Data block
-- START --
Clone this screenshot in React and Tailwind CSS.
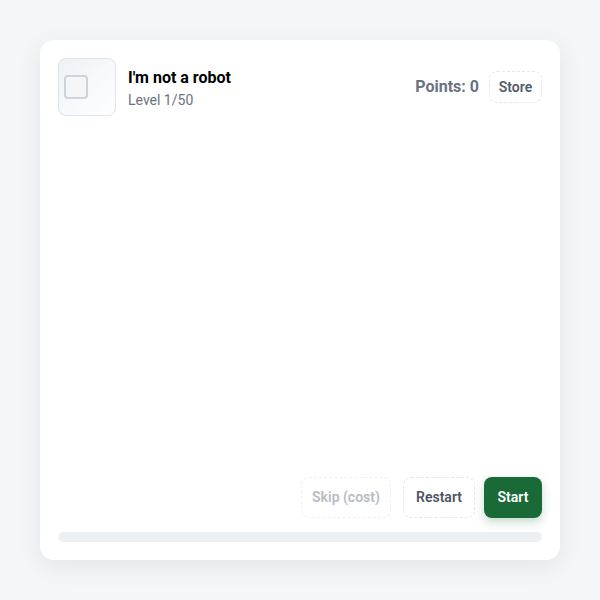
export default function App() {
  return (
    <div className="min-h-screen w-[600px] h-[600px] bg-[#f5f6f8] p-[40px] font-['Roboto',sans-serif]">
      <div className="w-[520px] h-[520px] bg-white rounded-[14px] shadow-[0_6px_24px_rgba(15,23,42,0.08)] p-[18px] flex flex-col">
        {/* header */}
        <div className="flex items-center">
          <div className="w-[58px] h-[58px] rounded-[8px] border border-[#dde4eb] bg-gradient-to-br from-[#eef2f6] to-white flex items-center pl-[5px]">
            <div className="w-[24px] h-[24px] rounded-[4px] border-2 border-[#cdd4dc] bg-[#f4f6f8]" />
          </div>
          <div className="ml-[12px] flex flex-col">
            <span className="text-[16px] leading-[22px] font-bold text-black mt-[2px]">I'm not a robot</span>
            <span className="text-[14px] leading-[20px] text-[#6b7280] mt-[1px]">Level 1/50</span>
          </div>
          <div className="ml-auto flex items-center gap-[10px]">
            <span className="text-[16px] font-bold text-[#6b7280]">Points: 0</span>
            <button className="h-[32px] w-[53px] rounded-[8px] border border-dashed border-[#e5e7eb] text-[14px] font-semibold text-[#555c68]">
              Store
            </button>
          </div>
        </div>

        <div className="flex-1" />

        {/* actions */}
        <div className="flex justify-end items-center">
          <button className="h-[41px] w-[90px] rounded-[8px] border border-dashed border-[#eef0f2] text-[14px] font-semibold text-[#b8bcc3]">
            Skip (cost)
          </button>
          <button className="h-[41px] w-[72px] ml-[12px] rounded-[8px] border border-dashed border-[#e5e7eb] text-[14px] font-semibold text-[#4b5563]">
            Restart
          </button>
          <button className="h-[41px] w-[58px] ml-[9px] rounded-[8px] bg-[#1a6a37] text-[14px] font-semibold text-white shadow-[0_4px_10px_rgba(26,106,55,0.25)]">
            Start
          </button>
        </div>

        <div className="mt-[14px] h-[10px] rounded-full bg-[#edf0f3]" />
      </div>
    </div>
  );
}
-- END --
Stated task
Omit pictures; set down the rest of the material word for word.

Result
Clone this screenshot in React and Tailwind CSS.
export default function App() {
  return (
    <div className="min-h-screen w-[600px] h-[600px] bg-[#f5f6f8] p-[40px] font-['Roboto',sans-serif]">
      <div className="w-[520px] h-[520px] bg-white rounded-[14px] shadow-[0_6px_24px_rgba(15,23,42,0.08)] p-[18px] flex flex-col">
        {/* header */}
        <div className="flex items-center">
          <div className="w-[58px] h-[58px] rounded-[8px] border border-[#dde4eb] bg-gradient-to-br from-[#eef2f6] to-white flex items-center pl-[5px]">
            <div className="w-[24px] h-[24px] rounded-[4px] border-2 border-[#cdd4dc] bg-[#f4f6f8]" />
          </div>
          <div className="ml-[12px] flex flex-col">
            <span className="text-[16px] leading-[22px] font-bold text-black mt-[2px]">I'm not a robot</span>
            <span className="text-[14px] leading-[20px] text-[#6b7280] mt-[1px]">Level 1/50</span>
          </div>
          <div className="ml-auto flex items-center gap-[10px]">
            <span className="text-[16px] font-bold text-[#6b7280]">Points: 0</span>
            <button className="h-[32px] w-[53px] rounded-[8px] border border-dashed border-[#e5e7eb] text-[14px] font-semibold text-[#555c68]">
              Store
            </button>
          </div>
        </div>

        <div className="flex-1" />

        {/* actions */}
        <div className="flex justify-end items-center">
          <button className="h-[41px] w-[90px] rounded-[8px] border border-dashed border-[#eef0f2] text-[14px] font-semibold text-[#b8bcc3]">
            Skip (cost)
          </button>
          <button className="h-[41px] w-[72px] ml-[12px] rounded-[8px] border border-dashed border-[#e5e7eb] text-[14px] font-semibold text-[#4b5563]">
            Restart
          </button>
          <button className="h-[41px] w-[58px] ml-[9px] rounded-[8px] bg-[#1a6a37] text-[14px] font-semibold text-white shadow-[0_4px_10px_rgba(26,106,55,0.25)]">
            Start
          </button>
        </div>

        <div className="mt-[14px] h-[10px] rounded-full bg-[#edf0f3]" />
      </div>
    </div>
  );
}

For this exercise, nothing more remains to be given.